» **SET PROBLEM**
In the material below, find every line with "components" and pull it out.

» **DATASET EXCERPTS**
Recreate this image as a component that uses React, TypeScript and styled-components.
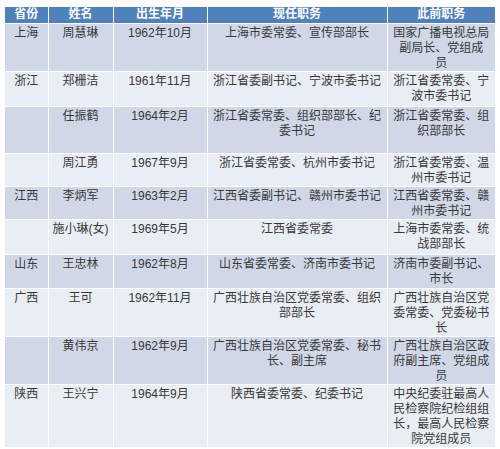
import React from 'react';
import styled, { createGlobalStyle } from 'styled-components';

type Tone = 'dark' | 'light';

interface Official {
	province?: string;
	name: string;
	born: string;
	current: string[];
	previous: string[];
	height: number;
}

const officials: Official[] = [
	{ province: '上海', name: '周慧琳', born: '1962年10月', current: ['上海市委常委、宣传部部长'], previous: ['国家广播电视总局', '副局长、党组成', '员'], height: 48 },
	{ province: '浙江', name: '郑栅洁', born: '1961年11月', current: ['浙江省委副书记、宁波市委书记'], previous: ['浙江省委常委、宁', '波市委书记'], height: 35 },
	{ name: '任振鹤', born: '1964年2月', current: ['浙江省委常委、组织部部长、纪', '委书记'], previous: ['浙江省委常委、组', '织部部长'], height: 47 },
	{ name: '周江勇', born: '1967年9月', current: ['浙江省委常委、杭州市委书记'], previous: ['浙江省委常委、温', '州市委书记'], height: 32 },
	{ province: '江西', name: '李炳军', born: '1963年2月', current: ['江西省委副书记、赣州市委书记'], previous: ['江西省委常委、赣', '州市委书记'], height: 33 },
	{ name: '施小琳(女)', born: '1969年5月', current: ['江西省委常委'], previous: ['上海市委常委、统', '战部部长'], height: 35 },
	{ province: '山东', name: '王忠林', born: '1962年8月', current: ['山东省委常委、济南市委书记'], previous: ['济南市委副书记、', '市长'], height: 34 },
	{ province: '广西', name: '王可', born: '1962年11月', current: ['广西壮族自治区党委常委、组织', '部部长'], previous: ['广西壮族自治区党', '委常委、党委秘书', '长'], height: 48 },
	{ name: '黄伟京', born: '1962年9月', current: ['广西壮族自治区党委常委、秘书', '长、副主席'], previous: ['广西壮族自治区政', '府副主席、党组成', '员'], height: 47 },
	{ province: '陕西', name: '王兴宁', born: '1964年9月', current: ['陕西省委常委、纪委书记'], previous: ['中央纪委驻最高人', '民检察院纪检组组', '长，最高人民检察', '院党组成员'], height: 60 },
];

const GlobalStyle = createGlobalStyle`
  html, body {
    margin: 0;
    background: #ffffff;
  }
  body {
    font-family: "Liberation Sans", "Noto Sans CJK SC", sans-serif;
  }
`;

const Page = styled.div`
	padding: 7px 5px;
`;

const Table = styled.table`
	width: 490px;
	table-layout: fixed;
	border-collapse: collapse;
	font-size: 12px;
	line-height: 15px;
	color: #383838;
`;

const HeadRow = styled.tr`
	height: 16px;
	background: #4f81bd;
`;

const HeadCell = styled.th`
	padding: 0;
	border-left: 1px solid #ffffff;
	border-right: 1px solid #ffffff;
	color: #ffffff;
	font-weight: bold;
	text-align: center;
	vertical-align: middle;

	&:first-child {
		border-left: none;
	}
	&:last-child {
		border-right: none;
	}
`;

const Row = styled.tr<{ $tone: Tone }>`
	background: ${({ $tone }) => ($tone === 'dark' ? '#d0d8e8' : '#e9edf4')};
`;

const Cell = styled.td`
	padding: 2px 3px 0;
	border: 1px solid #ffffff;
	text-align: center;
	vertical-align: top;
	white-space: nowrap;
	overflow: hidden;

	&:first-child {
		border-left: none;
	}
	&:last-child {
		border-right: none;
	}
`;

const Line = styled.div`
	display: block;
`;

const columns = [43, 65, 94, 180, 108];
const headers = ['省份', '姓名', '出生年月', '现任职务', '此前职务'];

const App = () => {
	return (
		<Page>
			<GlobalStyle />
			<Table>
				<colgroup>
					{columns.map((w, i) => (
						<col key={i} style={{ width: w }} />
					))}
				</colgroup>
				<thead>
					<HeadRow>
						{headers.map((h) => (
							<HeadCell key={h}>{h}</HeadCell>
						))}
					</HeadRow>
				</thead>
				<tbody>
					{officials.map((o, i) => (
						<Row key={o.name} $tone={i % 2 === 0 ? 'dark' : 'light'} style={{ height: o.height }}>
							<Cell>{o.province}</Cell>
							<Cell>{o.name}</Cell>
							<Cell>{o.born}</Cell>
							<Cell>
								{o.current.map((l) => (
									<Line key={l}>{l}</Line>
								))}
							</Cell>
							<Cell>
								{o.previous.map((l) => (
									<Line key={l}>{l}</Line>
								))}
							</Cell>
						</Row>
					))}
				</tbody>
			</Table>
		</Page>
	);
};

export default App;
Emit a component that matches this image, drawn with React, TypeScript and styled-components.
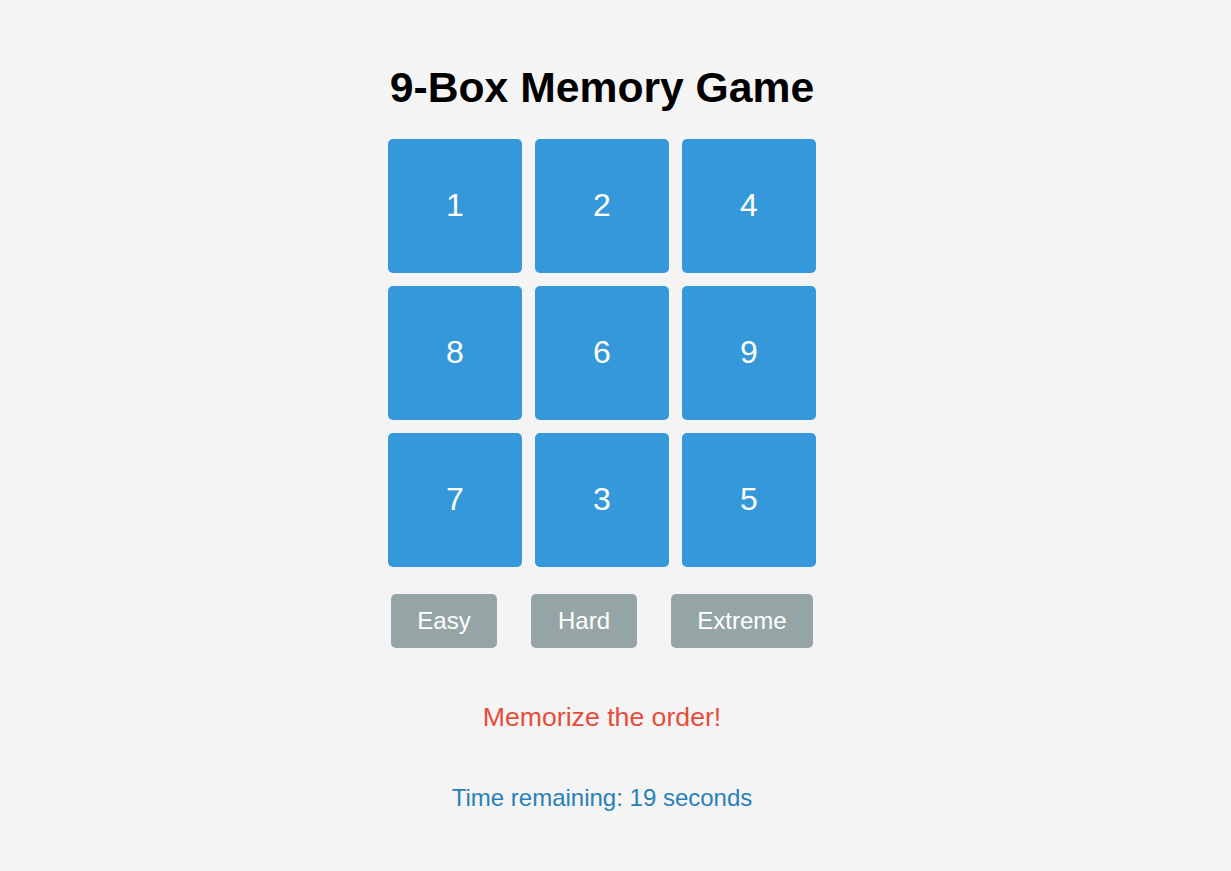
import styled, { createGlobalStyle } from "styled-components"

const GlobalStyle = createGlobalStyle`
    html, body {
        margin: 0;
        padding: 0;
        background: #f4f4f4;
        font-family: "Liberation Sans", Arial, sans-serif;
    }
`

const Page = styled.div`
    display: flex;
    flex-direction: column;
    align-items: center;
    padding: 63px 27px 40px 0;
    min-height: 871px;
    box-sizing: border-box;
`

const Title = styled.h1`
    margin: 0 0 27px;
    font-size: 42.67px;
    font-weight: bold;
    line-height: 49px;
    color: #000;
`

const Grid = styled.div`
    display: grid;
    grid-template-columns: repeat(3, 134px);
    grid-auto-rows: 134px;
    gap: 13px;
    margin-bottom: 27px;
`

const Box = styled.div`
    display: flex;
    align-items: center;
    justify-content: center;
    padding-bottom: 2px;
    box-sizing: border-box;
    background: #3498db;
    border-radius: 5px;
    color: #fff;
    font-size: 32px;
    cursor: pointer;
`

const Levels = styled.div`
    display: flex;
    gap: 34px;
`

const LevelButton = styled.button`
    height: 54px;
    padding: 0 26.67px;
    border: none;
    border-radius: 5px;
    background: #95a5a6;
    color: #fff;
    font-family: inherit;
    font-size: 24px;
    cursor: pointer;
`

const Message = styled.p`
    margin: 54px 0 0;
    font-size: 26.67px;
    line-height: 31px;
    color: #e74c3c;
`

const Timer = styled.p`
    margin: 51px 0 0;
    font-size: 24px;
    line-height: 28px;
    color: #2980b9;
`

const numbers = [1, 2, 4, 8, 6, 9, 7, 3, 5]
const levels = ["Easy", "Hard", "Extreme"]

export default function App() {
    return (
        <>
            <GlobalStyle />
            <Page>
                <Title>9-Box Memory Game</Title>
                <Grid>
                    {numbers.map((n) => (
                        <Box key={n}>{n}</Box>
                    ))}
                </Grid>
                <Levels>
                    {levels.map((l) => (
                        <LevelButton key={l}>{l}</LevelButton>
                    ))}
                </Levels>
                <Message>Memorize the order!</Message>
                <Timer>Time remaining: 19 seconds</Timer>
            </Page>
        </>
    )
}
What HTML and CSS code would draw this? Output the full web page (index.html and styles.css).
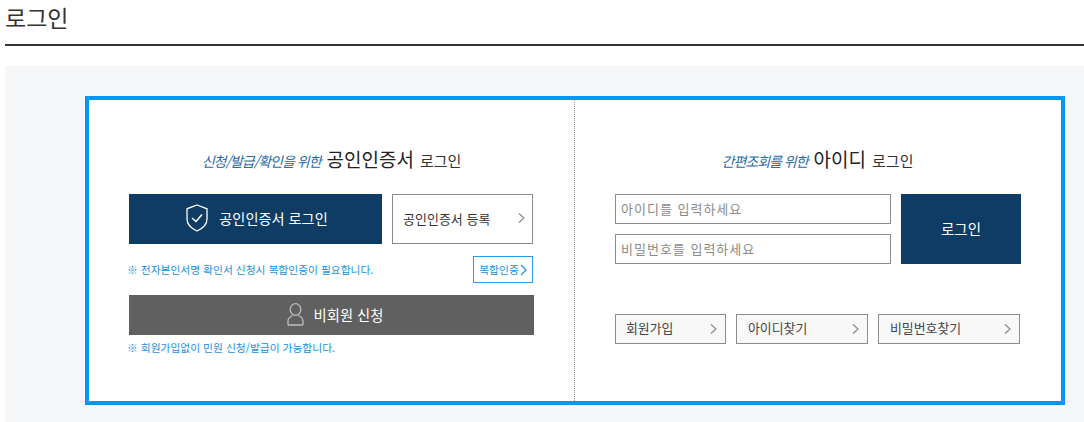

» **TASK OUTPUT**
Recreate this image as a component that uses React, TypeScript and styled-components.
import styled, { createGlobalStyle } from 'styled-components';
Emit a component that matches this image, drawn with React, TypeScript and styled-components.
import styled, { createGlobalStyle } from "styled-components"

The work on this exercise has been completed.